"Those who are cautious need to be encouraged to take risks and to make inferences based upon the words they have managed to identify. Natural risk-takers need to be encouraged to check their guesses against new evidence as it comes in from the speaker. And all learners need to be shown that making guesses is not a sign of failure: it is a normal part of listening to a foreign language"
('The Changing Face of Listening', by John Field, English Teaching Professional 6 1998)
"Natural risk-takers". The idea that some of us are naturally predisposed to a life of risk.
As a traveller, I often reflect on situations where I ought to have made different choices than I did. Should I have hopped in that car with the man who worked in the Underground in London? Should I have drank that mysterious cloudy alcohol in Turkey, given to me by a person whose name I didn't know? Should I have slept alone in all those airports? Should I have had that Chai tea with that stranger in Kuala Lumpur? Should I have pulled out my camera and taken that photo of the 'no photo' sign at the border? Should I have gotten on that bus without checking that it was the right one, not knowing it would drop me off in the dark next to a garbage dump at midnight? Should I have made those choices? Should I have taken those risks?
Should you really have trusted me with all your worldly belongings?

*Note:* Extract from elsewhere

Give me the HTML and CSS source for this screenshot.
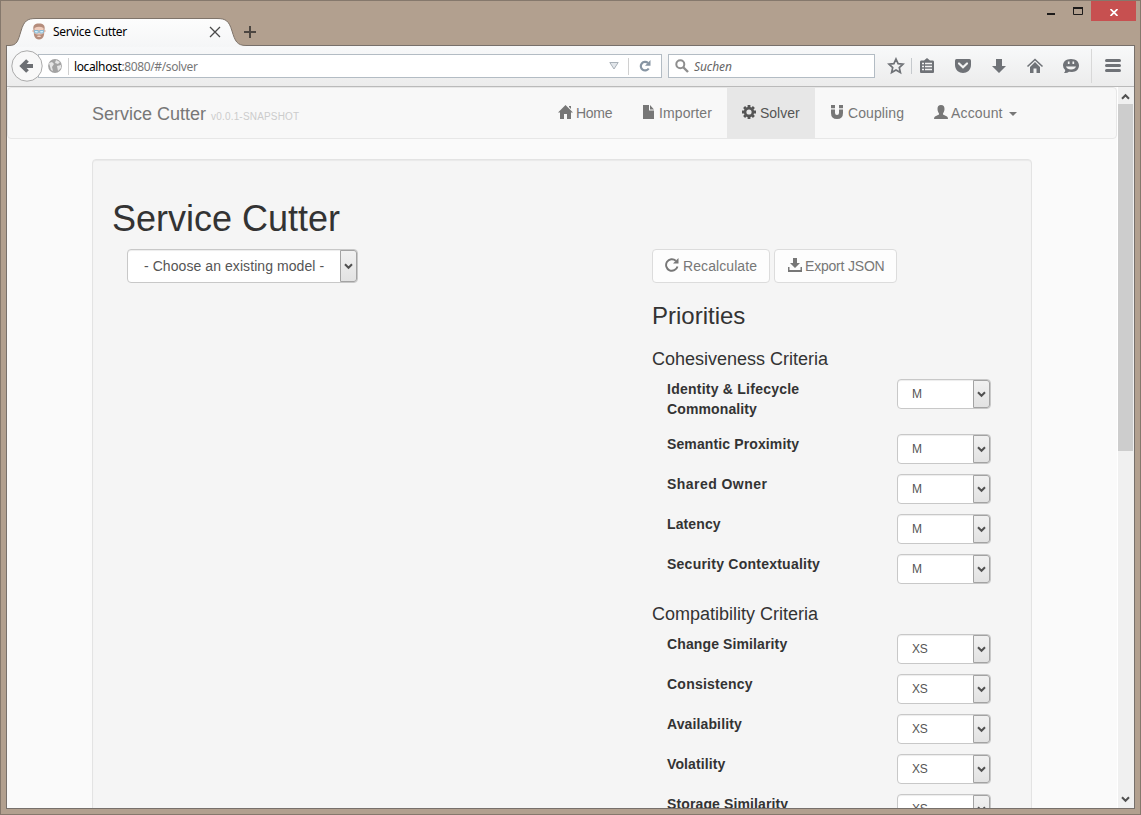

Maybe I shouldn't have gotten drunk with my roommate and spontaneously booked that one-way ticket to London back in 2006. Maybe I shouldn't have gone to Korea without knowing anything more than the voice of my boss. Maybe I shouldn't have held my camera in one hand while trying not to fall on that slippery border crossing above a rushing river. Maybe I shouldn't have had that lemon shake that tasted a bit funny. Maybe I shouldn't have sat on the stairs of that train carriage.
Maybe I shouldn't have talked to that guy at that party.
But, what if?
If I hadn't booked that ticket to London, I wouldn't have travelled those 22 countries in 4 months, and I wouldn't have learned that I could travel alone. If I hadn't gone to Korea, I wouldn't have spent 4 of the happiest years of my twenties making friendships and memories that will last my lifetime. If I hadn't filmed that border crossing, I wouldn't remember how unsafe that bridge actually was. If I hadn't had that lemon shake I wouldn't have gotten traveller's diarrhea... okay so that was one risk I shouldn't have taken, but it was so thirst-quenching! If I hadn't sat on the stairs of the train carriage I wouldn't have dropped my purse and leaped off the moving train (James Bond style) to get it, but I also wouldn't have learned that a train in Burma will stop for that one idiot traveller who jumped off.
If I hadn't talked to that guy at that party, I wouldn't be sitting in this airport lounge now, with him at my side, waiting to board this plane to Boston.
In language learning, in travel, in life, we take risks every day. We have heard that getting in a car presents more risk than boarding a plane.
I'm not encouraging wannabe travellers to adopt a risk-taking attitude, or that natural risk-takers make better travellers. No, not at all. What I am saying is that our lives are made up of the sum of our experiences. And the experiences that we have are, sometimes, the direct result of the choices we make. Risk-taker or cautious, we are all making choices every day that shape the direction of our lives.
While we're getting deep, I'll also share that I suffer from overconfidence, a trait that can make or break a person, almost literally. Over the years, and throughout my travels, I have tried to keep my confidence in check, and to recognize when a particular situation merits more logical reflection than an impulsive choice. As I inch closer and closer to my thirtieth birthday, (pause for reaction), I am learning to balance my personal, educational, and professional life with my natural tendency to throw all my eggs in one basket, or (more literally) throw all my savings into a 6-month trip through South America. Trying to see the whole damn world while keeping my head on straight.
It is gonna take more than a few risks to get me there, or perhaps it will just take a few more cancelled flights.